:: DATA PROVIDED ::

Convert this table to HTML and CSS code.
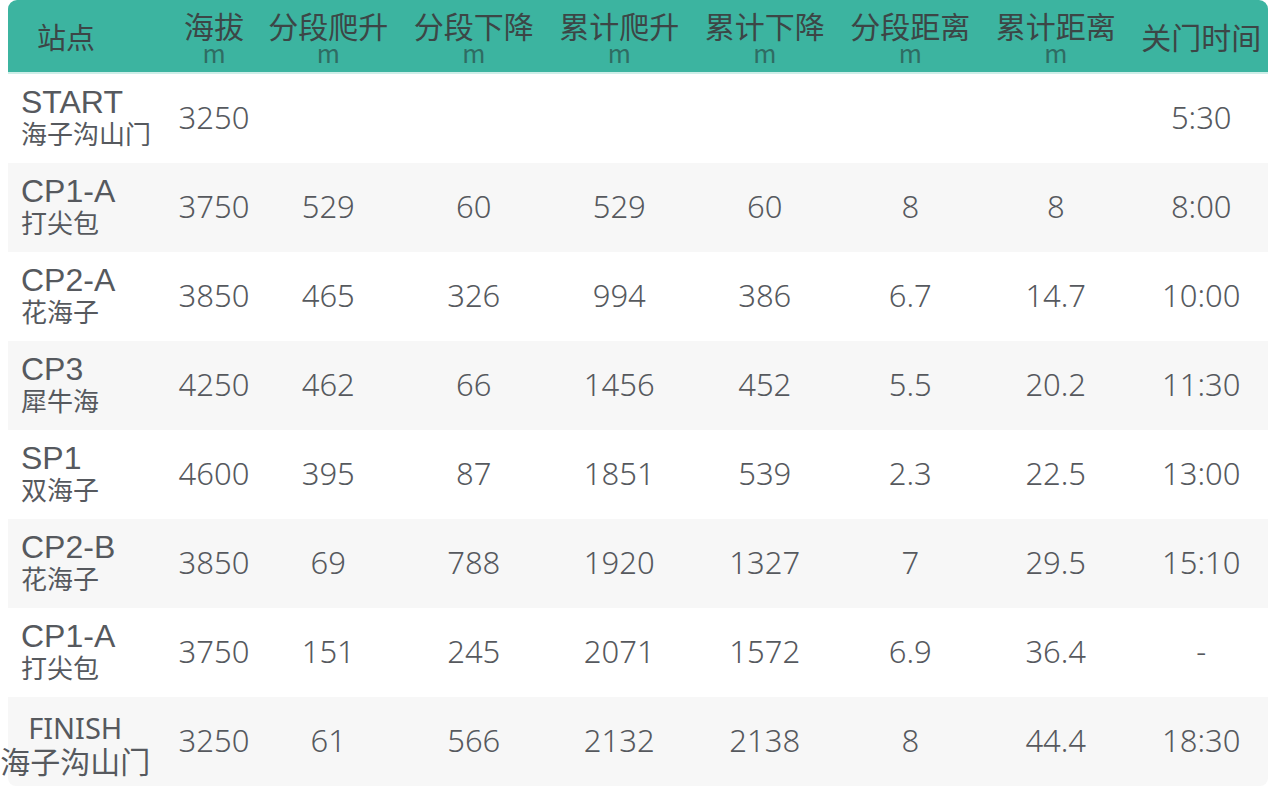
FILE: index.html
```html
<!DOCTYPE html>
<html lang="zh">
<head>
<meta charset="utf-8">
<title>站点表</title>
<link rel="stylesheet" href="styles.css">
</head>
<body>
<div class="table">
  <div class="row head">
    <div class="cell name-h">站点</div>
    <div class="cell"><span class="t">海拔</span><span class="u">m</span></div>
    <div class="cell"><span class="t">分段爬升</span><span class="u">m</span></div>
    <div class="cell"><span class="t">分段下降</span><span class="u">m</span></div>
    <div class="cell"><span class="t">累计爬升</span><span class="u">m</span></div>
    <div class="cell"><span class="t">累计下降</span><span class="u">m</span></div>
    <div class="cell"><span class="t">分段距离</span><span class="u">m</span></div>
    <div class="cell"><span class="t">累计距离</span><span class="u">m</span></div>
    <div class="cell single"><span class="t">关门时间</span></div>
  </div>

  <div class="row">
    <div class="cell name"><span class="code">START</span><span class="place">海子沟山门</span></div>
    <div class="cell">3250</div><div class="cell"></div><div class="cell"></div><div class="cell"></div><div class="cell"></div><div class="cell"></div><div class="cell"></div><div class="cell">5:30</div>
  </div>
  <div class="row alt">
    <div class="cell name"><span class="code">CP1-A</span><span class="place">打尖包</span></div>
    <div class="cell">3750</div><div class="cell">529</div><div class="cell">60</div><div class="cell">529</div><div class="cell">60</div><div class="cell">8</div><div class="cell">8</div><div class="cell">8:00</div>
  </div>
  <div class="row">
    <div class="cell name"><span class="code">CP2-A</span><span class="place">花海子</span></div>
    <div class="cell">3850</div><div class="cell">465</div><div class="cell">326</div><div class="cell">994</div><div class="cell">386</div><div class="cell">6.7</div><div class="cell">14.7</div><div class="cell">10:00</div>
  </div>
  <div class="row alt">
    <div class="cell name"><span class="code">CP3</span><span class="place">犀牛海</span></div>
    <div class="cell">4250</div><div class="cell">462</div><div class="cell">66</div><div class="cell">1456</div><div class="cell">452</div><div class="cell">5.5</div><div class="cell">20.2</div><div class="cell">11:30</div>
  </div>
  <div class="row">
    <div class="cell name"><span class="code">SP1</span><span class="place">双海子</span></div>
    <div class="cell">4600</div><div class="cell">395</div><div class="cell">87</div><div class="cell">1851</div><div class="cell">539</div><div class="cell">2.3</div><div class="cell">22.5</div><div class="cell">13:00</div>
  </div>
  <div class="row alt">
    <div class="cell name"><span class="code">CP2-B</span><span class="place">花海子</span></div>
    <div class="cell">3850</div><div class="cell">69</div><div class="cell">788</div><div class="cell">1920</div><div class="cell">1327</div><div class="cell">7</div><div class="cell">29.5</div><div class="cell">15:10</div>
  </div>
  <div class="row">
    <div class="cell name"><span class="code">CP1-A</span><span class="place">打尖包</span></div>
    <div class="cell">3750</div><div class="cell">151</div><div class="cell">245</div><div class="cell">2071</div><div class="cell">1572</div><div class="cell">6.9</div><div class="cell">36.4</div><div class="cell">-</div>
  </div>
  <div class="row alt last">
    <div class="cell name finish"><span class="code">FINISH</span><span class="place">海子沟山门</span></div>
    <div class="cell">3250</div><div class="cell">61</div><div class="cell">566</div><div class="cell">2132</div><div class="cell">2138</div><div class="cell">8</div><div class="cell">44.4</div><div class="cell">18:30</div>
  </div>
</div>
</body>
</html>
```

FILE: styles.css
```css
html, body {
  margin: 0;
  padding: 0;
  background: #ffffff;
}

body {
  font-family: "Noto Sans", "Noto Sans CJK SC", sans-serif;
  color: #56595e;
  overflow: hidden;
}

.table {
  margin-left: 8px;
  width: 1260px;
}

.row {
  display: grid;
  grid-template-columns: 164.5px 83px repeat(6, 145.5px) 139.5px;
  height: 89px;
  background: #ffffff;
}

.row.alt {
  background: #f7f7f7;
}

.row.last {
  border-radius: 0 0 8px 8px;
}

.row.head {
  height: 72px;
  background: #3cb4a0;
  border-radius: 9px 9px 0 0;
  border-bottom: 2px solid #cdeee8;
  color: #3c4646;
}

.cell {
  display: flex;
  flex-direction: column;
  align-items: center;
  justify-content: center;
  font-size: 31px;
  font-weight: 300;
  line-height: 34px;
  padding-bottom: 4px;
  white-space: nowrap;
  min-width: 0;
}

.row .cell:last-child {
  padding-left: 6px;
}

.head .cell {
  font-family: "Noto Sans CJK SC", sans-serif;
  font-size: 30px;
  font-weight: 400;
  justify-content: flex-start;
  padding-top: 9px;
  padding-bottom: 0;
}

.head .t {
  display: block;
  line-height: 32px;
}

.head .u {
  display: block;
  font-size: 25px;
  line-height: 22px;
  height: 22px;
  color: #2f6c63;
}

.head .name-h {
  align-items: flex-start;
  padding-left: 29px;
  padding-top: 19px;
  font-size: 29px;
}

.head .single {
  padding-top: 20px;
}

.name {
  align-items: flex-start;
  padding-left: 13px;
  padding-bottom: 4px;
  font-weight: 400;
}

.name .code {
  font-family: "Liberation Sans", Arial, sans-serif;
  font-size: 32px;
  line-height: 32px;
}

.name .place {
  font-family: "Noto Sans CJK SC", sans-serif;
  font-size: 26px;
  line-height: 30px;
}

.name.finish {
  align-items: center;
  padding-left: 0;
  padding-right: 30px;
  padding-bottom: 0;
  padding-top: 6px;
}

.name.finish .code {
  font-family: "Noto Sans", "Noto Sans CJK SC", sans-serif;
  font-size: 29px;
  line-height: 30px;
}

.name.finish .place {
  font-size: 30px;
  line-height: 34px;
}
```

:::

EXERCISE:
Reproduce the material in full, word for word, and omit the pictures.

RESULT OF THIS EXERCISE:
Convert this table to HTML and CSS code.
FILE: index.html
```html
<!DOCTYPE html>
<html lang="zh">
<head>
<meta charset="utf-8">
<title>站点表</title>
<link rel="stylesheet" href="styles.css">
</head>
<body>
<div class="table">
  <div class="row head">
    <div class="cell name-h">站点</div>
    <div class="cell"><span class="t">海拔</span><span class="u">m</span></div>
    <div class="cell"><span class="t">分段爬升</span><span class="u">m</span></div>
    <div class="cell"><span class="t">分段下降</span><span class="u">m</span></div>
    <div class="cell"><span class="t">累计爬升</span><span class="u">m</span></div>
    <div class="cell"><span class="t">累计下降</span><span class="u">m</span></div>
    <div class="cell"><span class="t">分段距离</span><span class="u">m</span></div>
    <div class="cell"><span class="t">累计距离</span><span class="u">m</span></div>
    <div class="cell single"><span class="t">关门时间</span></div>
  </div>

  <div class="row">
    <div class="cell name"><span class="code">START</span><span class="place">海子沟山门</span></div>
    <div class="cell">3250</div><div class="cell"></div><div class="cell"></div><div class="cell"></div><div class="cell"></div><div class="cell"></div><div class="cell"></div><div class="cell">5:30</div>
  </div>
  <div class="row alt">
    <div class="cell name"><span class="code">CP1-A</span><span class="place">打尖包</span></div>
    <div class="cell">3750</div><div class="cell">529</div><div class="cell">60</div><div class="cell">529</div><div class="cell">60</div><div class="cell">8</div><div class="cell">8</div><div class="cell">8:00</div>
  </div>
  <div class="row">
    <div class="cell name"><span class="code">CP2-A</span><span class="place">花海子</span></div>
    <div class="cell">3850</div><div class="cell">465</div><div class="cell">326</div><div class="cell">994</div><div class="cell">386</div><div class="cell">6.7</div><div class="cell">14.7</div><div class="cell">10:00</div>
  </div>
  <div class="row alt">
    <div class="cell name"><span class="code">CP3</span><span class="place">犀牛海</span></div>
    <div class="cell">4250</div><div class="cell">462</div><div class="cell">66</div><div class="cell">1456</div><div class="cell">452</div><div class="cell">5.5</div><div class="cell">20.2</div><div class="cell">11:30</div>
  </div>
  <div class="row">
    <div class="cell name"><span class="code">SP1</span><span class="place">双海子</span></div>
    <div class="cell">4600</div><div class="cell">395</div><div class="cell">87</div><div class="cell">1851</div><div class="cell">539</div><div class="cell">2.3</div><div class="cell">22.5</div><div class="cell">13:00</div>
  </div>
  <div class="row alt">
    <div class="cell name"><span class="code">CP2-B</span><span class="place">花海子</span></div>
    <div class="cell">3850</div><div class="cell">69</div><div class="cell">788</div><div class="cell">1920</div><div class="cell">1327</div><div class="cell">7</div><div class="cell">29.5</div><div class="cell">15:10</div>
  </div>
  <div class="row">
    <div class="cell name"><span class="code">CP1-A</span><span class="place">打尖包</span></div>
    <div class="cell">3750</div><div class="cell">151</div><div class="cell">245</div><div class="cell">2071</div><div class="cell">1572</div><div class="cell">6.9</div><div class="cell">36.4</div><div class="cell">-</div>
  </div>
  <div class="row alt last">
    <div class="cell name finish"><span class="code">FINISH</span><span class="place">海子沟山门</span></div>
    <div class="cell">3250</div><div class="cell">61</div><div class="cell">566</div><div class="cell">2132</div><div class="cell">2138</div><div class="cell">8</div><div class="cell">44.4</div><div class="cell">18:30</div>
  </div>
</div>
</body>
</html>
```

FILE: styles.css
```css
html, body {
  margin: 0;
  padding: 0;
  background: #ffffff;
}

body {
  font-family: "Noto Sans", "Noto Sans CJK SC", sans-serif;
  color: #56595e;
  overflow: hidden;
}

.table {
  margin-left: 8px;
  width: 1260px;
}

.row {
  display: grid;
  grid-template-columns: 164.5px 83px repeat(6, 145.5px) 139.5px;
  height: 89px;
  background: #ffffff;
}

.row.alt {
  background: #f7f7f7;
}

.row.last {
  border-radius: 0 0 8px 8px;
}

.row.head {
  height: 72px;
  background: #3cb4a0;
  border-radius: 9px 9px 0 0;
  border-bottom: 2px solid #cdeee8;
  color: #3c4646;
}

.cell {
  display: flex;
  flex-direction: column;
  align-items: center;
  justify-content: center;
  font-size: 31px;
  font-weight: 300;
  line-height: 34px;
  padding-bottom: 4px;
  white-space: nowrap;
  min-width: 0;
}

.row .cell:last-child {
  padding-left: 6px;
}

.head .cell {
  font-family: "Noto Sans CJK SC", sans-serif;
  font-size: 30px;
  font-weight: 400;
  justify-content: flex-start;
  padding-top: 9px;
  padding-bottom: 0;
}

.head .t {
  display: block;
  line-height: 32px;
}

.head .u {
  display: block;
  font-size: 25px;
  line-height: 22px;
  height: 22px;
  color: #2f6c63;
}

.head .name-h {
  align-items: flex-start;
  padding-left: 29px;
  padding-top: 19px;
  font-size: 29px;
}

.head .single {
  padding-top: 20px;
}

.name {
  align-items: flex-start;
  padding-left: 13px;
  padding-bottom: 4px;
  font-weight: 400;
}

.name .code {
  font-family: "Liberation Sans", Arial, sans-serif;
  font-size: 32px;
  line-height: 32px;
}

.name .place {
  font-family: "Noto Sans CJK SC", sans-serif;
  font-size: 26px;
  line-height: 30px;
}

.name.finish {
  align-items: center;
  padding-left: 0;
  padding-right: 30px;
  padding-bottom: 0;
  padding-top: 6px;
}

.name.finish .code {
  font-family: "Noto Sans", "Noto Sans CJK SC", sans-serif;
  font-size: 29px;
  line-height: 30px;
}

.name.finish .place {
  font-size: 30px;
  line-height: 34px;
}
```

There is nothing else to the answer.